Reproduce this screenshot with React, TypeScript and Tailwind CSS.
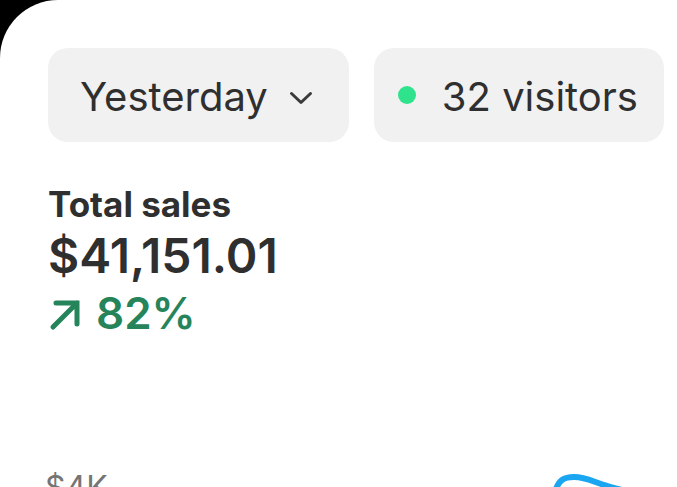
import React from "react";

export default function App() {
  return (
    <div className="w-[677px] h-[487px] bg-black overflow-hidden" style={{ fontFamily: "Inter, 'Noto Sans', sans-serif" }}>
      <div className="w-full h-full bg-white rounded-tl-[58px] pl-[48px] pt-[48px] text-[#2f2f2f]">
        <div className="flex gap-[25px]">
          <div className="h-[94px] rounded-[20px] bg-[#f1f1f2] flex items-center pl-[32px] pr-[36px] gap-[21px]">
            <span className="text-[40px] leading-none mt-[3px]">Yesterday</span>
            <svg width="24" height="16" viewBox="0 0 24 16" className="mt-[5px]">
              <path d="M2.5 3.5 L12 12.5 L21.5 3.5" fill="none" stroke="#3a3a3a" strokeWidth="3" strokeLinecap="round" strokeLinejoin="round" />
            </svg>
          </div>
          <div className="h-[94px] rounded-[20px] bg-[#f1f1f2] flex items-center pl-[24px] pr-[26px] gap-[26px]">
            <span className="w-[18px] h-[18px] rounded-full bg-[#2fe28c]" />
            <span className="text-[40px] leading-none mt-[3px]">32 visitors</span>
          </div>
        </div>

        <div className="mt-[42px] text-[35px] leading-[40px] font-bold">Total sales</div>
        <div className="mt-[8px] text-[48px] leading-[48px] font-semibold">$41,151.01</div>
        <div className="mt-[11px] flex items-center gap-[14px] text-[44px] leading-[44px] font-semibold text-[#25845a]">
          <svg width="34" height="34" viewBox="0 0 34 34" className="mt-[4px] shrink-0">
            <path d="M5 29 L29 5 M8 5 L29 5 L29 26" fill="none" stroke="#25845a" strokeWidth="5" strokeLinecap="round" strokeLinejoin="miter" />
          </svg>
          <span>82%</span>
        </div>

        <div className="relative mt-[135px] h-[40px]">
          <span className="ml-[-3px] text-[32px] leading-[36px] text-[#757575]">$4K</span>
          <svg className="absolute left-[500px] top-[-3px]" width="90" height="30" viewBox="0 0 90 30">
            <path d="M8 22 C11 14 15 10 26 10 C37 10 44 14 53 17 C62 20 70 22 78 24" fill="none" stroke="#1aa6f0" strokeWidth="6" strokeLinecap="round" />
          </svg>
        </div>
      </div>
    </div>
  );
}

——

• Task description:
Give the material again exactly as it is, but keep the pictures out.

• Solved exercise:
Reproduce this screenshot with React, TypeScript and Tailwind CSS.
import React from "react";

export default function App() {
  return (
    <div className="w-[677px] h-[487px] bg-black overflow-hidden" style={{ fontFamily: "Inter, 'Noto Sans', sans-serif" }}>
      <div className="w-full h-full bg-white rounded-tl-[58px] pl-[48px] pt-[48px] text-[#2f2f2f]">
        <div className="flex gap-[25px]">
          <div className="h-[94px] rounded-[20px] bg-[#f1f1f2] flex items-center pl-[32px] pr-[36px] gap-[21px]">
            <span className="text-[40px] leading-none mt-[3px]">Yesterday</span>
            <svg width="24" height="16" viewBox="0 0 24 16" className="mt-[5px]">
              <path d="M2.5 3.5 L12 12.5 L21.5 3.5" fill="none" stroke="#3a3a3a" strokeWidth="3" strokeLinecap="round" strokeLinejoin="round" />
            </svg>
          </div>
          <div className="h-[94px] rounded-[20px] bg-[#f1f1f2] flex items-center pl-[24px] pr-[26px] gap-[26px]">
            <span className="w-[18px] h-[18px] rounded-full bg-[#2fe28c]" />
            <span className="text-[40px] leading-none mt-[3px]">32 visitors</span>
          </div>
        </div>

        <div className="mt-[42px] text-[35px] leading-[40px] font-bold">Total sales</div>
        <div className="mt-[8px] text-[48px] leading-[48px] font-semibold">$41,151.01</div>
        <div className="mt-[11px] flex items-center gap-[14px] text-[44px] leading-[44px] font-semibold text-[#25845a]">
          <svg width="34" height="34" viewBox="0 0 34 34" className="mt-[4px] shrink-0">
            <path d="M5 29 L29 5 M8 5 L29 5 L29 26" fill="none" stroke="#25845a" strokeWidth="5" strokeLinecap="round" strokeLinejoin="miter" />
          </svg>
          <span>82%</span>
        </div>

        <div className="relative mt-[135px] h-[40px]">
          <span className="ml-[-3px] text-[32px] leading-[36px] text-[#757575]">$4K</span>
          <svg className="absolute left-[500px] top-[-3px]" width="90" height="30" viewBox="0 0 90 30">
            <path d="M8 22 C11 14 15 10 26 10 C37 10 44 14 53 17 C62 20 70 22 78 24" fill="none" stroke="#1aa6f0" strokeWidth="6" strokeLinecap="round" />
          </svg>
        </div>
      </div>
    </div>
  );
}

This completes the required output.